Como você encontrou essas histórias? Dentro do universo náutico tem muitas histórias, mas é tudo muito fechado entre eles. Parece interior onde as pessoas se cumprimentam e contam causos. Existem muitas histórias. Eu tenho um arquivo de histórias e um planejamento geográfico de como vou chegar até elas. Como a gente vai velejando, demora chegar aos lugares. São amigos velejadores que me contam, pessoas que eu entrevisto falam de outras pessoas e o arquivo vai expandido desse jeito. Os roteiros eu escrevo no iPhone enquanto estou velejando.

É tudo bem livre, então. Bastante. O jeito que eu produzo aqui na minha produtora é muito amarrado porque é publicidade. Tem muita gente aprovando. O Sal foi uma grande experiência de ser uma coisa completamente solta. Claro, tem objetivos, tem uma pauta, mas o roteiro é feito durante as travessias.

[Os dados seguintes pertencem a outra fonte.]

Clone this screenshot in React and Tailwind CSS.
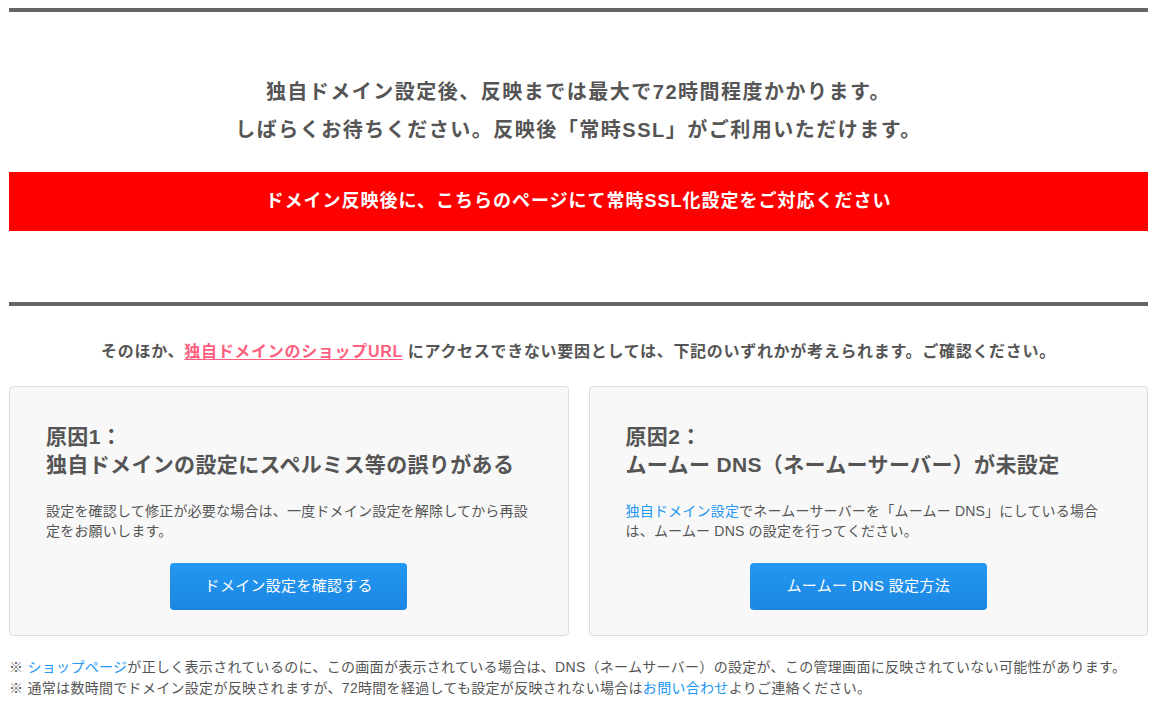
const font = { fontFamily: '"Liberation Sans", "Noto Sans CJK JP", sans-serif' };

const Bar = ({ className = "" }) => <div className={`h-[4px] w-full bg-[#666666] ${className}`} />;

const CauseCard = ({ title, children, button }) => (
    <div className="rounded-[4px] border border-[#dddddd] bg-[#f8f8f8] px-[36px] pt-[36px] pb-[25px]">
        <h3 className="text-[21px] font-bold leading-[28px] tracking-[0.35px] text-[#555555]">{title}</h3>
        <p className="mt-[22px] text-[14px] leading-[20px] tracking-[0.2px] text-[#555555]">{children}</p>
        <div className="mt-[22px] flex justify-center">
            <button className="h-[47px] w-[237px] rounded-[4px] bg-gradient-to-b from-[#2398f2] to-[#1c86e2] text-[15px] tracking-[0.3px] text-white">
                {button}
            </button>
        </div>
    </div>
);

export default function App() {
    return (
        <div className="min-h-screen bg-white" style={font}>
            <div className="ml-[9px] w-[1139px] pt-[8px]">
                <Bar />

                {/* reflection notice */}
                <div className="mt-[61px] text-center text-[20px] font-bold leading-[38px] tracking-[1.5px] text-[#555555]">
                    <p>独自ドメイン設定後、反映までは最大で72時間程度かかります。</p>
                    <p>しばらくお待ちください。反映後「常時SSL」がご利用いただけます。</p>
                </div>
                <div className="mt-[23px] flex h-[59px] items-center justify-center bg-[#ff0000] text-[18px] font-bold tracking-[1px] text-white">
                    ドメイン反映後に、こちらのページにて常時SSL化設定をご対応ください
                </div>

                <Bar className="mt-[71px]" />

                <p className="mt-[34px] text-center text-[16px] font-bold leading-[24px] tracking-[0.7px] text-[#555555]">
                    そのほか、
                    <a href="#" className="text-[#ff5f7f] underline underline-offset-2">独自ドメインのショップURL</a>
                    {" "}にアクセスできない要因としては、下記のいずれかが考えられます。ご確認ください。
                </p>

                <div className="mt-[22px] grid grid-cols-2 gap-5">
                    <CauseCard
                        title={<>原因1：<br />独自ドメインの設定にスペルミス等の誤りがある</>}
                        button="ドメイン設定を確認する"
                    >
                        設定を確認して修正が必要な場合は、一度ドメイン設定を解除してから再設定をお願いします。
                    </CauseCard>
                    <CauseCard
                        title={<>原因2：<br />ムームー DNS（ネームーサーバー）が未設定</>}
                        button="ムームー DNS 設定方法"
                    >
                        <a href="#" className="text-[#2196f3]">独自ドメイン設定</a>
                        でネームーサーバーを「ムームー DNS」にしている場合は、ムームー DNS の設定を行ってください。
                    </CauseCard>
                </div>

                <div className="mt-[21px] text-[14px] leading-[21px] tracking-[0.3px] text-[#555555]">
                    <p>
                        ※ <a href="#" className="text-[#2196f3]">ショップページ</a>
                        が正しく表示されているのに、この画面が表示されている場合は、DNS（ネームサーバー）の設定が、この管理画面に反映されていない可能性があります。
                    </p>
                    <p>
                        ※ 通常は数時間でドメイン設定が反映されますが、72時間を経過しても設定が反映されない場合は
                        <a href="#" className="text-[#2196f3]">お問い合わせ</a>
                        よりご連絡ください。
                    </p>
                </div>
            </div>
        </div>
    );
}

Qual a rotina de vocês? Geralmente a gente dorme ancorado em algum lugar. Acordamos, tomamos café, damos uma olhada na previsão do tempo, preparamos o equipamento para gravar, levantamos âncora e subimos as velas. Nesse meio tempo que vamos de um lugar para o outro eu faço o roteiro e o Ernani faz imagens da gente velejando. Quando a gente chega perto de onde está o entrevistado a gente se comunica pelo rádio ou pelo celular. A gente tenta gravar toda essa chegada, quase como um reality show. A entrevista acontece como uma conversa. O fato de chegar só duas pessoas que também são velejadores cria uma proximidade que uma equipe de televisão não conseguiria. Depois da entrevista a gente dá uma relaxada, faz o jantar e dorme para começar o outro dia. A gente navega de noite, mas não dá pra gravar porque é muito escuro.

Já passou um perrengue muito grande? No capítulo 3 a gente estava descendo na ressaca da Parnaióca e o bote virou. Caiu equipamento e pra onde eu olhava eu não via. O maior desespero não era nem se afogar, mas erai perder equipamento. Depois encontrei os equipamentos embaixo do bote. A gente também já pegou vento de 80 km/h, uma velocidade alta. Mas tudo bem, dá um susto na hora e depois passa. Foi como um entrevistado disse: quem gosta, tem memória curta.

Quantos episódios serão feitos ao todo? Não pretendo parar. O projeto é dividido em dois quadros: o hashtag Sal, programa de aproximadamente dez minutos, e o Histórias do Mar, que são causos e histórias dos velejadores. Toda semana tem um vídeo novo. A gente não tem anúncio, mas o negócio tem crescido bastante. Tenho recebido e-mails de velejadores do país inteiro que mandam mensagens agradecendo. Existem bastante velejadores no Brasil, a vela é o esporte olímpico que mais trouxe medalhas pro Brasil (junto com a natação), mas ninguém fala dos velejadores. Quando você pensa em vela você imagina um cara num iate bebendo champanhe com um garço servindo. Isso não tem nada a ver com vela. Isso tem a ver com lancha. O velejador é um cara simples, é uma proposta ligada a natureza, é uma vida mais simples.

O que é a vela pra você? Vela é um esporte e atividade de lazer que anda na contramão do que temos hojes na ideia de virar herói em um minuto. Nada contra a moto aquática, mas, por exemplo, nela você aperta um botão e sai navegando. A vela, não. A vela você demora a aprender. Existe um tempo para começar a curtir, mas depois que você faz é apaixonante. Eu vou a cidades com mar e vejo o formato das ondas, de que lado vem o vento, pra que lado é o norte, enfim, a vela me deu uma noção da natureza, no sentido mais prático, muito grande. E é onde eu vejo as pessoas se comportarem do jeito mais simples possível. Existem barcos que, como o meu, custam R$ 60 mil, o preço de um carro, e existem barcos que custam dois milhões de reais. Eu converso com essas pessoas do mesmo jeito com que converso com as pessoas donas de barcos baratos. Isso é difícil ver na cidade. Quem quiser começar na vela pode comprar por R$ 1.500 um barco laser usado, o modelo de barco que o Robert Scheidt usa, e velejar na represa Guarapiranga. É o preço de uma bicicleta boa. Na Argentina já é assim. Os barcos não são coisas de milionários.